Here's another one of my famous One Penny Purchases (plus £2.80 p&p) from the Amazon Marketplace. It's a book I've had my eye on for a while as a curio, but couldn't really bring myself to pay full price for as I feared it wouldn't really be my thing. I enjoyed it more than I expected, but I'm not sure I'd have been quite as pleased if I'd paid the Panini UK cover price of £12.99.
The book collects three "feature length" graphic novels starring four of Marvel's most famous characters, written and drawn by top European comics creators. I'd never heard of any of the writers or artists involved, but that's partly because they normally work in comics that don't often get translated into English and partly because I'm an insular yankee-comics reading xenophobe.
The first story, Wolverine: Saudade is by French creators Jean-David Morvan (writer) and Phillipe Bouchet (artist). Surprisingly, it doesn't feature Logan carving up the Eiffel Tower with his claws, but instead sends the shortarse muttonchop-wearer to Brazil in a search for two powerful mutants - a young street kid with hallucinatory powers and a crooked healer. It's quite a good read, particularly for the artwork which often crams 9+ panels to a page yet never looked crowded. The only complaint I had was with the translation (not the fault of the original writer) which is a little clumsy at times and features rather more adult language than you'd normally expect from an all-ages X-Men comic.
Then we have Dead On Arrival, starring Daredevil and Captain America, by Italian creators Tito Faraci and Claudio Villa. Set in the US, this features the return of Daredevil's old foe The Death Stalker through a time travel accident that threatens to have paradoxical consequences for the rest of the world. Plotwise it reads like a classic old Marvel Team-Up adventure, forcing DD and Cap into battle before they eventually work together to stop Death Stalker. There's a big slab of exposition early on that's a little hard to swallow in one go, but once that's out of the way Faraci shows a strong - if old-school - understanding of his cast. Villa's art is beautiful, reminiscent of Steve Eptig's better work, but also drawing atmospheric influence from classic Gene Colan Death Stalker appearances. Lovely stuff.

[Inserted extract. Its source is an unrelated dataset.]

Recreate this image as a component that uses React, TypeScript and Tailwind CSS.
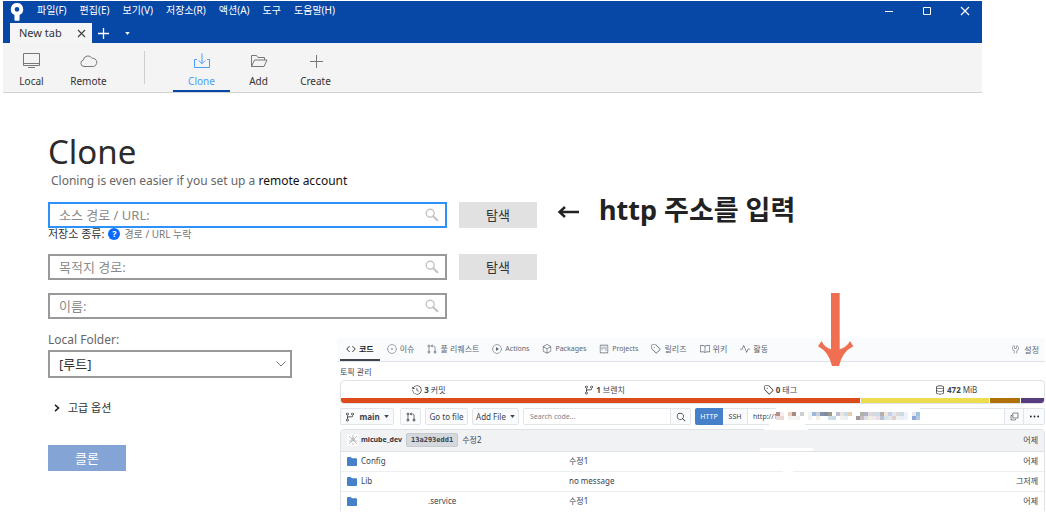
import type { ReactNode } from "react";
import {
    GoBook, GoCode, GoCopy, GoDatabase, GoGitBranch, GoGitPullRequest, GoHistory, GoIssueOpened,
    GoKebabHorizontal, GoPackage, GoPlay, GoProject, GoPulse, GoSearch, GoTag, GoTools,
} from "react-icons/go";

const menus = ["파일(F)", "편집(E)", "보기(V)", "저장소(R)", "액션(A)", "도구", "도움말(H)"];

const repoTabs = [
    { label: "코드", icon: <GoCode />, active: true },
    { label: "이슈", icon: <GoIssueOpened /> },
    { label: "풀 리퀘스트", icon: <GoGitPullRequest /> },
    { label: "Actions", icon: <GoPlay />, small: true },
    { label: "Packages", icon: <GoPackage />, small: true },
    { label: "Projects", icon: <GoProject />, small: true },
    { label: "릴리즈", icon: <GoTag /> },
    { label: "위키", icon: <GoBook /> },
    { label: "활동", icon: <GoPulse /> },
];

const stats = [
    { value: "3", label: "커밋", icon: <GoHistory /> },
    { value: "1", label: "브렌치", icon: <GoGitBranch /> },
    { value: "0", label: "태그", icon: <GoTag /> },
    { value: "472", label: "MiB", icon: <GoDatabase /> },
];

const files = [
    { name: "Config", message: "수정1", time: "어제" },
    { name: "Lib", message: "no message", time: "그저께" },
    { name: ".service", message: "수정1", time: "어제", masked: true },
];

// Masked part of the clone URL, two rows of 4px cells
const mosaic = [
    ["#b58d8b", "#f4f1ee", "#fff", "#ecd2bd", "#a58a8a", "#fff", "#c9d0ce", "#fff", "#f0f4f2", "#9db8df", "#c9cfda", "#8490ac", "#7e8ca3", "#9a9b8b", "#fff", "#b9c0cf", "#ece4dd", "#c9dce9", "#e5cfb2", "#fff", "#fff", "#a9b4a7", "#b3b0c4", "#d9dde2", "#dcd6da", "#c8dcea", "#b5adb0", "#efe6d8", "#c2d1e6", "#e4e6ee", "#dfd8d1", "#c6dcea", "#eef3f7", "#fff", "#e5e9ef", "#9cc3df"],
    ["#e7dfdd", "#ead7d1", "#fff", "#f6f2ee", "#f3f6f7", "#f5f3ef", "#fff", "#fff", "#eef3ec", "#fff", "#f3eee6", "#fff", "#fff", "#d0dfea", "#c7dce8", "#fff", "#f6f2e9", "#e8eff5", "#fff", "#fff", "#a3979c", "#c3bec4", "#dde0e8", "#f1eddf", "#eeeaee", "#e8e0e4", "#b7bfd3", "#d8e4ec", "#e2e7ef", "#dccfcb", "#f0f2ee", "#e7eef5", "#eef3f7", "#fff", "#8ea8d6", "#b4c8e6"],
];

function ToolItem({ label, active, children }: { label: string; active?: boolean; children: ReactNode }) {
    return (
        <button type="button" className={`flex w-[57px] flex-col items-center border-b-2 pt-2 text-[10px] leading-4 ${active ? "border-[#0747a6] text-[#4a9dfb]" : "border-transparent text-[#333]"}`}>
            <svg viewBox="0 0 20 20" className={`mb-0.5 h-5 w-5 shrink-0 fill-none ${active ? "stroke-[#4a9dfb]" : "stroke-[#777]"}`}>{children}</svg>
            {label}
        </button>
    );
}

function Magnifier() {
    return (
        <svg viewBox="0 0 14 14" className="h-[14px] w-[14px] shrink-0 fill-none stroke-[#c4c4c4]">
            <circle cx="5.2" cy="5.2" r="4" strokeWidth="1.4" />
            <path d="M8.2 8.2 12.4 12.2" strokeWidth="2.2" strokeLinecap="round" />
        </svg>
    );
}

function PathField({ label, focused }: { label: string; focused?: boolean }) {
    return (
        <div className={`flex h-[26px] w-[399px] items-center border-2 pr-1.5 pl-[9px] ${focused ? "border-[#2e91fa]" : "border-[#999]"}`}>
            <input aria-label={label} placeholder={label} className="min-w-0 flex-1 bg-transparent text-[13px] leading-5 outline-none placeholder:text-[#8a8a8a]" />
            <Magnifier />
        </div>
    );
}

function BrowseButton() {
    return <button type="button" className="h-[26px] w-[78px] bg-[#e1e1e1] text-[13px] leading-5 text-[#333]">탐색</button>;
}

function Caret() {
    return (
        <svg viewBox="0 0 6 4" className="h-[3px] w-[5px] fill-current"><path d="M0 0h6L3 4z" /></svg>
    );
}

function Folder() {
    return (
        <svg viewBox="0 0 10 9" className="h-[9px] w-[10px] shrink-0 fill-[#4680c8]"><path d="M0 .8Q0 0 .8 0h3l1 1.2h4.4q.8 0 .8.8v6.2q0 .8-.8.8H.8Q0 9 0 8.2z" /></svg>
    );
}

function AppHeader() {
    return (
        <header className="mr-16 ml-[3px] pt-px">
            <div className="bg-[#0747a6] text-white">
                <div className="flex h-[22px] items-start pl-1.5">
                    <svg viewBox="0 0 16 19" className="mt-0.5 mr-3 h-[18px] w-4">
                        <path fill="#fff" fillRule="evenodd" d="M8 0a6.6 6.6 0 0 1 2.7 12.6V18q0 .8-.8.8H6.1q-.8 0-.8-.8v-5.4A6.6 6.6 0 0 1 8 0zm0 4.2a2.5 2.5 0 1 0 0 5 2.5 2.5 0 0 0 0-5z" />
                    </svg>
                    <nav className="flex gap-[13px] pt-px text-[10px] leading-4">
                        {menus.map((menu) => (
                            <button type="button" key={menu}>{menu}</button>
                        ))}
                    </nav>
                    <div className="ml-auto flex h-5 items-center gap-7 pr-3">
                        <button type="button" aria-label="Minimize"><svg viewBox="0 0 10 10" className="h-[10px] w-[10px] stroke-white"><path d="M1 5.5h8" /></svg></button>
                        <button type="button" aria-label="Maximize"><svg viewBox="0 0 10 10" className="h-[10px] w-[10px] fill-none stroke-white"><path d="M1.5 1.5h7v7h-7z" /></svg></button>
                        <button type="button" aria-label="Close"><svg viewBox="0 0 10 10" className="h-[10px] w-[10px] stroke-white"><path d="m1 1 8 8M9 1 1 9" strokeWidth="1.2" /></svg></button>
                    </div>
                </div>
                <div className="flex h-5 items-center pl-[7px]">
                    <div className="flex h-5 w-[82px] items-center justify-between bg-[#f5f5f5] pr-1.5 pl-[9px] text-[11px] text-[#333]">
                        New tab
                        <button type="button" aria-label="Close tab"><svg viewBox="0 0 9 9" className="h-[9px] w-[9px] stroke-[#444]"><path d="m1 1 7 7M8 1 1 8" strokeWidth="1.2" /></svg></button>
                    </div>
                    <button type="button" aria-label="New tab" className="ml-1.5"><svg viewBox="0 0 11 11" className="h-[11px] w-[11px] stroke-white"><path d="M5.5 0v11M0 5.5h11" strokeWidth="1.3" /></svg></button>
                    <button type="button" aria-label="Tab list" className="ml-4"><Caret /></button>
                </div>
            </div>
            <div className="flex h-[50px] border-b border-[#d2d2d2] bg-[#f4f4f4]">
                <ToolItem label="Local"><path d="M1.500 2.500h16v12h-16zM1.500 12.500h16M6 16.500h7" /></ToolItem>
                <ToolItem label="Remote"><path d="M5 15.500a3.300 3.300 0 0 1-.6-6.500 4.600 4.600 0 0 1 8.600-1.700 4.100 4.100 0 0 1 1.300 8.200z" /></ToolItem>
                <div className="mr-7 ml-[27px] my-2 w-px bg-[#cfcfcf]" />
                <ToolItem label="Clone" active><path d="M5 8.500H2.500v8h15v-8H15M10 2.500v10M6.800 9.500l3.200 3.200 3.200-3.200" /></ToolItem>
                <ToolItem label="Add"><path d="M2.500 15.500v-11h5l1.500 2h6.500v2.500M2.500 15.500l3-6.500h12.500l-3 6.500z" /></ToolItem>
                <ToolItem label="Create"><path d="M10.500 4v13M4 10.500h13" /></ToolItem>
            </div>
        </header>
    );
}

function RepoPanel() {
    return (
        <section className="relative mt-[19px] mr-px min-w-0 flex-1 text-[8px] leading-3 text-[#3b4450]">
            <nav className="flex h-6 items-stretch gap-px border-b border-[#dfe3e8] bg-[#fafbfc] pl-[3px]">
                {repoTabs.map((tab) => (
                    <a href="#" key={tab.label} className={`flex items-center gap-[3px] border-b-2 px-1.5 whitespace-nowrap ${tab.small ? "text-[7px]" : "text-[8px]"} ${tab.active ? "border-[#3f454d] font-bold text-[#222]" : "border-transparent text-[#5c6570]"}`}>
                        <span className="text-[10px]">{tab.icon}</span>
                        {tab.label}
                    </a>
                ))}
                <a href="#" className="ml-auto flex items-center gap-1 pr-1.5 text-[#5c6570]"><GoTools className="text-[9px]" />설정</a>
            </nav>
            <div className="pl-[3px]">
                <p className="mt-[3px] leading-[13px]">토픽 관리</p>
                <div className="mt-0.5 overflow-hidden rounded-sm border border-[#dfe3e8]">
                    <div className="grid h-[17px] grid-cols-4">
                        {stats.map((stat) => (
                            <a href="#" key={stat.label} className="flex items-center justify-center gap-0.5">
                                <span className="text-[10px] text-[#222]">{stat.icon}</span>
                                <b>{stat.value}</b>
                                {stat.label}
                            </a>
                        ))}
                    </div>
                    <div className="flex h-[5px] gap-px">
                        <div className="grow-[521] bg-[#dd4a1c]" />
                        <div className="grow-[129] bg-[#eddc4e]" />
                        <div className="grow-[30] bg-[#b07208]" />
                        <div className="grow-[23] bg-[#573d7f]" />
                    </div>
                </div>
                <div className="relative mt-1 flex h-[17px] items-stretch">
                    <button type="button" className="flex w-[54px] items-center justify-center gap-1 rounded-xs border border-[#e1e4e8] bg-[#fafbfc]">
                        <GoGitBranch className="text-[10px] text-[#222]" /><b>main</b><Caret />
                    </button>
                    <button type="button" aria-label="Pull request" className="ml-1.5 flex w-[21px] items-center justify-center rounded-xs border border-[#e1e4e8] bg-[#fafbfc]"><GoGitPullRequest className="text-[10px] text-[#222]" /></button>
                    <button type="button" className="ml-1 w-[43px] rounded-xs border border-[#e1e4e8] bg-[#fafbfc] whitespace-nowrap">Go to file</button>
                    <button type="button" className="ml-1 flex w-[47px] items-center justify-center gap-1 rounded-xs border border-[#e1e4e8] bg-[#fafbfc] whitespace-nowrap">Add File<Caret /></button>
                    <input aria-label="Search code" placeholder="Search code..." className="ml-1 w-[148px] rounded-l-xs border border-[#e1e4e8] px-1.5 text-[7px] outline-none placeholder:text-[#7b828a]" />
                    <button type="button" aria-label="Search" className="flex w-5 items-center justify-center rounded-r-xs border border-l-0 border-[#e1e4e8] bg-[#fafbfc]"><GoSearch className="text-[10px] text-[#222]" /></button>
                    <button type="button" className="ml-1 w-7 rounded-l-xs bg-[#4680c8] text-[7px] text-white">HTTP</button>
                    <button type="button" className="w-[25px] border border-l-0 border-[#e1e4e8] bg-[#fafbfc] text-[7px]">SSH</button>
                    <div className="relative flex min-w-0 flex-1 items-center border-y border-[#e1e4e8] pl-[5px]">
                        <input aria-label="Clone URL" readOnly defaultValue="http://1" className="w-full min-w-0 text-[7px] outline-none" />
                        <svg viewBox="0 0 144 16" className="absolute -top-1 left-7 h-4 w-36" shapeRendering="crispEdges">
                            <path fill="#fff" d="M0 0h144v16H0z" />
                            {mosaic.map((row, y) => row.map((color, x) => (
                                <rect key={`${x}-${y}`} x={x * 4} y={7 + y * 4} width="4" height="4" fill={color} />
                            )))}
                        </svg>
                    </div>
                    <button type="button" aria-label="Copy" className="flex w-5 items-center justify-center border border-[#e1e4e8] bg-[#fafbfc]"><GoCopy className="text-[9px] text-[#222]" /></button>
                    <button type="button" aria-label="More" className="flex w-[21px] items-center justify-center rounded-r-xs border border-l-0 border-[#e1e4e8] bg-[#fafbfc]"><GoKebabHorizontal className="text-[11px] text-[#222]" /></button>
                </div>
                <div className="mt-1 rounded-t-sm border border-b-0 border-[#dfe3e8]">
                    <table className="w-full table-fixed">
                        <colgroup>
                            <col className="w-[228px]" />
                            <col />
                            <col className="w-[60px]" />
                        </colgroup>
                        <thead>
                            <tr className="h-[21px] border-b border-[#dfe3e8] bg-[#f1f2f4] text-left">
                                <th colSpan={2} className="p-0 pl-1.5 font-normal">
                                    <div className="flex items-center">
                                        <svg viewBox="0 0 12 12" className="mr-0.5 h-3 w-3 rounded-xs bg-white fill-none stroke-[#bcbcbc]">
                                            <path d="M2 2l8 8M10 2 2 10M6 1v4M2 7h3M7 7h3M5 10h2" /><circle cx="6" cy="5.5" r="1.5" />
                                        </svg>
                                        <b className="text-[7px] text-[#30363d]">micube_dev</b>
                                        <a href="#" className="mx-1 rounded-xs border border-[#c5cad0] bg-[#d5d9de] px-1 font-['DejaVu_Sans_Mono',monospace] text-[7px] leading-3 font-bold">13a293edd1</a>
                                        수정2
                                    </div>
                                </th>
                                <th className="p-0 pr-1.5 text-right font-normal">어제</th>
                            </tr>
                        </thead>
                        <tbody>
                            {files.map((file) => (
                                <tr key={file.name} className="h-5 border-b border-[#eceef0] last:border-b-0">
                                    <td className="p-0 pl-1.5">
                                        <div className="flex items-center gap-1">
                                            <Folder />
                                            <a href="#" className={file.masked ? "pl-[67px]" : ""}>{file.name}</a>
                                        </div>
                                    </td>
                                    <td className="p-0">{file.message}</td>
                                    <td className="p-0 pr-1.5 text-right">{file.time}</td>
                                </tr>
                            ))}
                        </tbody>
                    </table>
                </div>
            </div>
            {/* Hand-erased spots around the hidden address */}
            <svg viewBox="0 0 60 50" className="absolute top-[86px] left-[422px] h-[50px] w-[60px] fill-white">
                <path d="M10 0h36v2h3v4H5V2h5zM1 24h53v3H1zM24 45h10v3H24z" />
            </svg>
            {/* Arrow pointing at the clone URL */}
            <svg viewBox="0 0 36 74" className="absolute -top-[45px] left-[481px] h-[74px] w-9">
                <path fill="#ef6f53" d="M13 0h8.700v56.300Q29 54 32 48l3.300 5.300Q24 59 21 73h-7Q11 59 0 53.300L3.700 48Q6 54 13 56.300z" />
            </svg>
        </section>
    );
}

export default function App() {
    return (
        <div className="bg-white pb-5 font-['Noto_Sans','Noto_Sans_CJK_KR',sans-serif]">
            <AppHeader />
            <main className="pl-12">
                <h1 className="pt-[39px] text-[33px] leading-10 text-[#2b2b2b]">Clone</h1>
                <p className="h-[18px] pl-[3px] text-[12px] leading-[18px] text-[#666]">
                    Cloning is even easier if you set up a <a href="#" className="text-[#111]">remote account</a>
                </p>
                <div className="mt-3 flex items-start gap-3">
                    <PathField label="소스 경로 / URL:" focused />
                    <BrowseButton />
                    <p className="flex h-4 items-center pl-2 text-[27px] font-bold whitespace-nowrap text-[#222]">
                        <svg viewBox="0 0 22 14" className="mt-1 mr-5 h-[14px] w-[22px] fill-none stroke-[#222]"><path d="M22 7H2.500M8 2 2.500 7 8 12" strokeWidth="2.400" /></svg>
                        http 주소를 입력
                    </p>
                </div>
                <div className="flex h-3 items-center gap-1 text-[10px] leading-3 text-[#777]">
                    <span className="text-[11px] text-[#333]">저장소 종류:</span>
                    <span className="flex h-3 w-3 items-center justify-center rounded-full bg-[#0a6cff] text-[9px] font-bold text-white">?</span>
                    경로 / URL 누락
                </div>
                <div className="mt-[14px] flex gap-3">
                    <PathField label="목적지 경로:" />
                    <BrowseButton />
                </div>
                <div className="mt-[13px]">
                    <PathField label="이름:" />
                </div>
                <div className="flex items-start">
                    <div className="mr-[45px] w-[244px] shrink-0 pt-3">
                        <label htmlFor="folder" className="block text-[12px] leading-[18px] text-[#666]">Local Folder:</label>
                        <div className="relative mt-px">
                            <select id="folder" className="h-7 w-full appearance-none border-2 border-[#999] bg-white pl-[9px] text-[13px] leading-5 text-[#333]">
                                <option>[루트]</option>
                            </select>
                            <svg viewBox="0 0 10 6" className="pointer-events-none absolute top-[11px] right-1.5 h-1.5 w-[10px] fill-none stroke-[#777]"><path d="m.5.5 4.500 4.500L9.500.5" /></svg>
                        </div>
                        <button type="button" className="mt-[21px] flex h-[18px] items-center gap-2 pl-1.5 text-[11px] leading-[18px] text-[#333]">
                            <svg viewBox="0 0 6 8" className="h-2 w-1.5 fill-none stroke-[#222]"><path d="m1 .8 3.500 3.200L1 7.200" strokeWidth="1.600" /></svg>
                            고급 옵션
                        </button>
                        <button type="button" className="mt-7 block h-[26px] w-[78px] bg-[#84a4d6] text-[13px] leading-5 text-white">클론</button>
                    </div>
                    <RepoPanel />
                </div>
            </main>
        </div>
    );
}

Finally, the one I was waiting for, Spider-Man In Venice, also written by Faraci, with art by native Venetian Giorgio Cavazzano. Stylistically this is the most traditionally European-looking strip of the three (though Cavazzano's cartoony style also reminds me of Sergio Aragones in places). Plotwise it's a little bit Scooby Doo, but Faraci is obviously having loads of fun writing Peter Parker. It's by far the shortest of the three stories, yet it's also the one I enjoyed the most... though that might be because I'm such a big Spidey fan. Made me long for a reprint of Mike Collins' old Spidey In Britain story that Marvel UK ran when I was a kid, and to the best of my knowledge has never been collected in the US.